The Property was then sold by Pantiles to a third party. Completion took place on 12th June 2012 for £899,000. Amongst the proceeds paid away, (a) £250,000 was paid to Mr Hunt in settlement of his claim that the transfer to Pantiles by Mr Goldbart in February 2011 had been at an undervalue; and (b) the balance of £181,818.51 was paid to Goldbeck (2009).

Following the settlement of Mr Hunt’s transaction at an undervalue claim, he came into possession of a letter from Mr Goldbart to Suzette Newman of Newman Law, dated 9th February 2010. Mr Goldbart referred to an opinion of Mr Joshua Swirsky of counsel and said:

‘The actual proposed transaction is as follows:-

  1. Peter has set up Pantiles Investments Ltd the sole shareholder and director is Sabine Winckler.
  1. Sabine Winckler has executed a declaration of trust confirming that she holds the shares in Pantiles Investments Ltd as “bare trustee” for Peter.
  1. What is omitted from Joshua’s opinion is the fact that Pantiles Investments Ltd will also enter into a declaration of trust that it holds its interest in 656 Finchley Road, as “bare trustee” for Peter The significance of this is that at no time does the actual beneficial interest in 656 Finchley Road actual [sic] depart from Peter.
  2. For commercial reasons in order to discharge the debt to Royal Bank of Scotland new funding has to be put in place.’

Mr Goldbart went on to say that leases would be put in place for three or four years and the Property would then be sold when Mr Goldbart reached the age of 70. He said that he was trying to arrange finance to complete the purchase of the Property which would enable him to force the mortgagee of the Property to ‘back off’. He concluded that he was not going to give up his home ‘without putting up a fairly substantial fight’ and that he would need to consider the implications of his ‘impending bankruptcy’.
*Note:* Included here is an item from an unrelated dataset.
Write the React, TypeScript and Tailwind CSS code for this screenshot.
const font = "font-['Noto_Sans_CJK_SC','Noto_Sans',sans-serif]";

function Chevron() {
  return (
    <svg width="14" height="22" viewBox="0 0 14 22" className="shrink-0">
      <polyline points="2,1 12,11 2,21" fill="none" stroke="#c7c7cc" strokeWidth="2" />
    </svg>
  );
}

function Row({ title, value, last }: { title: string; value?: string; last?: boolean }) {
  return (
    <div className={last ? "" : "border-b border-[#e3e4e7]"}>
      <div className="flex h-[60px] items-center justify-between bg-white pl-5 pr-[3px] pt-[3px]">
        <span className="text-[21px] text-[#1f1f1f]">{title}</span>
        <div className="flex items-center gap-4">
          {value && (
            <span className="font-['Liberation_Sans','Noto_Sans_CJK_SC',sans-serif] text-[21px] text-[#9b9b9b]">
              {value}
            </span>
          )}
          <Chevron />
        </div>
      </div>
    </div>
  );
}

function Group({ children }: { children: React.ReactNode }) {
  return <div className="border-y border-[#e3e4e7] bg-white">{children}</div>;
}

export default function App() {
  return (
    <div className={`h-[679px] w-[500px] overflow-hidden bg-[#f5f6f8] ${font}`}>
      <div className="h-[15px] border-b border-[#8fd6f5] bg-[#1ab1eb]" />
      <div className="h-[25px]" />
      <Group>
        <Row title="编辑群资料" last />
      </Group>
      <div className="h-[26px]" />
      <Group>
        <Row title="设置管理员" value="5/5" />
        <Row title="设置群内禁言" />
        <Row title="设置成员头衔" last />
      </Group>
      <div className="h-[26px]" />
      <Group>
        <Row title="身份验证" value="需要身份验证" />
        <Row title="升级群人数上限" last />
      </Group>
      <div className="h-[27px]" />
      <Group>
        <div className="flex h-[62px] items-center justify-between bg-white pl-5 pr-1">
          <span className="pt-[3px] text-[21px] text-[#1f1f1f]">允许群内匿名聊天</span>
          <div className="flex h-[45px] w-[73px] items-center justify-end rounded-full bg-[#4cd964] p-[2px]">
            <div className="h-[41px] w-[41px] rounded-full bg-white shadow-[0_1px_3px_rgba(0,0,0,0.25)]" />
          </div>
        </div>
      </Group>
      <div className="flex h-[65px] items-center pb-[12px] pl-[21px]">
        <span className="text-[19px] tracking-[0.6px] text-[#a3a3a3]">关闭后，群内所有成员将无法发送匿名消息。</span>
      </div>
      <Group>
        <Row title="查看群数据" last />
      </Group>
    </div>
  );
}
Mr Goldbart contended that this letter refers only to a scheme to mitigate stamp duty but, on the basis of it, Mr Hunt formed the view that the sale of the Property to Pantiles, and the subsequent sale and distribution of the proceeds of sale by Pantiles, were part of a scheme to defraud Mr Goldbart’s creditors. In 2012, Mr Hunt commenced a claim referred to above seeking, amongst other things, a declaration that the shares in Pantiles were held on trust for Mr Goldbart and thus for him as Mr Goldbart’s trustee. Mr George Bompas QC, sitting as a deputy High Court Judge, made such a declaration on 4th February 2016. He similarly concluded that Lynwood was a nominee for Mr Goldbart.

Pantiles was thereafter wound on up following a Petition of HMRC on 3 August 2015, with Mr Dowers appointed.

Application against Ms Winkler

Mr Dowers accordingly brought an application against Ms Winckler under section 212 and 213 of the Insolvency Act 1986 on the basis that Ms Winckler (a) was in breach of her duties as director and guilty of misfeasance by allowing the business and day-to-day operation of the Company to be run or controlled by Mr Goldbart at a time when he was an undischarged bankrupt, and (b) that Ms Winckler was knowingly a party to the carrying on of the business of the Company with intent to defraud the creditors of Mr Goldbart and the Company.

Findings of the Court

In respect of the application under section 213, ICC Judge Mullen was satisfied on the balance of probabilities that Ms Winckler was in breach of section 213 as she was knowingly a party to the use of the Company for the purposes of defrauding Mr Goldbart’s creditors for inter alia the following reasons:-

  1. Ms Winckler’s account of the purchase of the Property was inherently improbable;
  2. There was simply no rational explanation for Pantiles entering into a ruinous loan agreement that it had no real hope of servicing or repaying;
  3. The only explanation that Ms Winckler was able to offer for completing the purchase with this finance was that ‘time was running out’, and in ICC Judge Mullen’s judgment, she can only have meant that time was running out for Mr Goldbart;
  4. No evidence was  offered to suggest that tenants were ever sought for the Property in accordance with what Ms Winckler claims was her plan for her property investment;
  5. There was no evidence that Goldbeck (2009) made any advance to Pantiles at all;
  6. Ms Winkler was aware of Mr Goldbart’s impending bankruptcy by the end of September 2011 at the latest and was aware of the fact that a bankruptcy order had been made shortly after 5th October 2011;
  7. Despite her knowledge of Mr Goldbart’s bankruptcy, Ms Winckler was content to complete the sale of the Property and authorise the distribution of the proceeds of sale in June 2012, again as directed by Mr Goldbart, even though (a) Mr Goldbart had instructed her not to cooperate with Mr Hunt as his trustee, and (b) Mr Goldbart had impersonated her using the Company’s email address in correspondence with Mr Hunt seeking to dissuade him from contacting her.

In addition to the above, ICC Jugde Mullen found that Ms Winckler was (a) in breach of her duty to under section 172 of the Companies Act 2006 to act in such a way as she considered bona fide to promote the success of the Company in relation to the various loans entered in to and the distribution of the proceeds of sale, and (b) in breach of her duty under section 173 of the Companies Act 2006 to exercise independent judgment as she simply abrogated her decision-making to Mr Goldbart.

Analysis

The judgment shows that the Court will hold directors of Companies used as part of a scheme to defraud creditors liable for fraudulent trading. The Court appears to have been willing to look at the scheme in the round as evidence of the intent to defraud creditors. A further hearing is due to be listed to deal with the appropriate form of relief and it is anticipated that this will essentially involve making the Company whole in respect of the entirety of its creditors. Conceptually this ought to include the liquidator’s costs which were caused by the fraudulent trading and in this case it ought to extend to all of the liquidator’s costs because but for the fraudulent trading the Company would not have gone into liquidation.